METHODS: A total of 250 patients who developed postprocedural hemorrhage after endoscopic submucosal dissection (ESD) for gastrointestinal tumors at our institution (2022-2024) were enrolled. Enrichment criteria included at least one high-risk factor for complications (e.g., lesion size > 10 mm, antithrombotic medication use, or comorbid diabetes/hypertension) or early post-ESD symptoms suggestive of complications. Patients were randomly divided into a training set (n = 175) and a validation set (n = 75) at a 7:3 ratio. In the training set, multivariate logistic regression identified independent prognostic risk factors to construct the nomogram. Model performance was assessed via receiver operating characteristic (ROC) curves and calibration plots, with external validation performed in the validation set.

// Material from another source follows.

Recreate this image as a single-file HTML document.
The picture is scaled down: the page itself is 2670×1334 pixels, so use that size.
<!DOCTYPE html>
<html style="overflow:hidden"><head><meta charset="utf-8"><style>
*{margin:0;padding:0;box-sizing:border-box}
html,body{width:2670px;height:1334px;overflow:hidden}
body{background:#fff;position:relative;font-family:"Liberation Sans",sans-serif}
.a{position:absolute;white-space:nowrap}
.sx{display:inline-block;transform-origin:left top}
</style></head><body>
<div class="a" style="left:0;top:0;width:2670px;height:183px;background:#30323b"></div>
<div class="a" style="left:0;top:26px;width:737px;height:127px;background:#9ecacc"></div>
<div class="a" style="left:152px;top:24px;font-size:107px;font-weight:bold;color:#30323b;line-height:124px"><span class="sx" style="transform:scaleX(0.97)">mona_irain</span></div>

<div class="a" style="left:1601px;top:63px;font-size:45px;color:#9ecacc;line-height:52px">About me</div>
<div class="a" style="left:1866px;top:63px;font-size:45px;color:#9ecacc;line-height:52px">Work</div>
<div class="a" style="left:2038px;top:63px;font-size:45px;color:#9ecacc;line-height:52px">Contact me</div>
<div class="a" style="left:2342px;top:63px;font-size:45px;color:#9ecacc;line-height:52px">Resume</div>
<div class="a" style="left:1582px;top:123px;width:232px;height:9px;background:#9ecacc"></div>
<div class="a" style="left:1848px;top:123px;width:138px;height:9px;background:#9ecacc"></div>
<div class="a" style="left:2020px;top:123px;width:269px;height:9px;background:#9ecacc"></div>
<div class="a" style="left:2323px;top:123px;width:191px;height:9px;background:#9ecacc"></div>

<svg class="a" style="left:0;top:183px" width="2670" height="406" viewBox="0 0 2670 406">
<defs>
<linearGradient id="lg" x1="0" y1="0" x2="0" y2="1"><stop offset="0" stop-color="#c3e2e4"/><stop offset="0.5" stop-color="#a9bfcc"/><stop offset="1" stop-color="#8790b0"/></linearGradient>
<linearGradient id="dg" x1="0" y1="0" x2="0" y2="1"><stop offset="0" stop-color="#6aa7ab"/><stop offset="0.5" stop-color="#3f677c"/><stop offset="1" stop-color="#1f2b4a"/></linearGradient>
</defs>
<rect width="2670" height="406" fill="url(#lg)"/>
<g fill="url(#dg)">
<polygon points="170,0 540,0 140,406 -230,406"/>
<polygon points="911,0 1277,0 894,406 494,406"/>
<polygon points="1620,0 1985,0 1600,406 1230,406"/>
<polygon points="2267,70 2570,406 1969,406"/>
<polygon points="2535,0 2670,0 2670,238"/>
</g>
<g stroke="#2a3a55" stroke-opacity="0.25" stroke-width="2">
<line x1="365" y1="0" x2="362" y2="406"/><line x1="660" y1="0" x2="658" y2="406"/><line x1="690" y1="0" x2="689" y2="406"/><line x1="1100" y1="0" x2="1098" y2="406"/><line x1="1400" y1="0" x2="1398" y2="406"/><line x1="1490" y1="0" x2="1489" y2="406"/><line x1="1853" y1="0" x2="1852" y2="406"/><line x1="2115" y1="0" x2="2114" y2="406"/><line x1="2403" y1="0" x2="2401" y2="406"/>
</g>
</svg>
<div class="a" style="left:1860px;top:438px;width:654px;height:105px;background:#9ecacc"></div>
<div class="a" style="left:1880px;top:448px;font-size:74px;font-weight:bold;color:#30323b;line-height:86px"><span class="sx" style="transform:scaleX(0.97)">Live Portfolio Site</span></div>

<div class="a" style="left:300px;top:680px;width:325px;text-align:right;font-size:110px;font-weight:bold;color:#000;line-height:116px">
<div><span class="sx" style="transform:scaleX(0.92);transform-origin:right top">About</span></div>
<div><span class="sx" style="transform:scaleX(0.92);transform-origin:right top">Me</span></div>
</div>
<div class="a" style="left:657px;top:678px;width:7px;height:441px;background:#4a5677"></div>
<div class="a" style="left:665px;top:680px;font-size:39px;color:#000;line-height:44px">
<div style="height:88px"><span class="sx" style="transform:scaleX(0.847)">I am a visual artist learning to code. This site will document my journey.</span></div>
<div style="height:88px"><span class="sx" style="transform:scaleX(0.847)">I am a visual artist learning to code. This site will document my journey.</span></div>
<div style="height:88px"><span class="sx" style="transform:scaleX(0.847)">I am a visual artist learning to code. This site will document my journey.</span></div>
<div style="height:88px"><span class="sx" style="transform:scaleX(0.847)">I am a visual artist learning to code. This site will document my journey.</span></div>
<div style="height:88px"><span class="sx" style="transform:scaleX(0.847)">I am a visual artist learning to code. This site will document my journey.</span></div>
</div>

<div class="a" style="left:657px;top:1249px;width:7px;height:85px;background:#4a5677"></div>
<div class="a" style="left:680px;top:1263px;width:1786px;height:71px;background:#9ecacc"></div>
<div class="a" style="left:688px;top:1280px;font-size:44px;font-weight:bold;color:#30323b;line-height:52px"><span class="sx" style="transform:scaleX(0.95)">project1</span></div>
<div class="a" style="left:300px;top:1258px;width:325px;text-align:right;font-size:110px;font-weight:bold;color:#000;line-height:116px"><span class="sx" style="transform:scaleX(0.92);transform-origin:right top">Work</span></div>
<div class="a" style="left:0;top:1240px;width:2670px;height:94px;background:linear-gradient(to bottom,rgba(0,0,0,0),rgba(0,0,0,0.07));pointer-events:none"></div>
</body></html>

RESULTS: Hemorrhage occurred in 70/175 cases (40.00%) in the training set and 28/75 (37.33%) in the validation set, with no statistically significant intergroup differences in incidence or baseline characteristics (P > 0.05). Univariate analysis revealed significant disparities between hemorrhage and non-hemorrhage groups in age, hemoglobin, white blood cell count, platelet count, prothrombin time, activated partial thromboplastin time, and fibrinogen (P < 0.05). Multivariate analysis confirmed age, hemoglobin, white blood cell count, platelet count, prothrombin time, activated partial thromboplastin time, and fibrinogen were independent risk factors (P < 0.05). The nomogram demonstrated C-index were 0.861 and 0.841 (validation), and mean absolute errors were 0.151 and 0.171, respectively. AUC values were 0.849 (95% CI 0.778-0.920) and 0.824 (95% CI 0.707-0.941), indicating high predictive accuracy.
CONCLUSIONS: The clinical feature-based nomogram exhibits good predictive performance and reliability in both training and validation cohorts, serving as a valuable tool for prognostic evaluation in gastrointestinal tumor patients who experience post-ESD hemorrhage.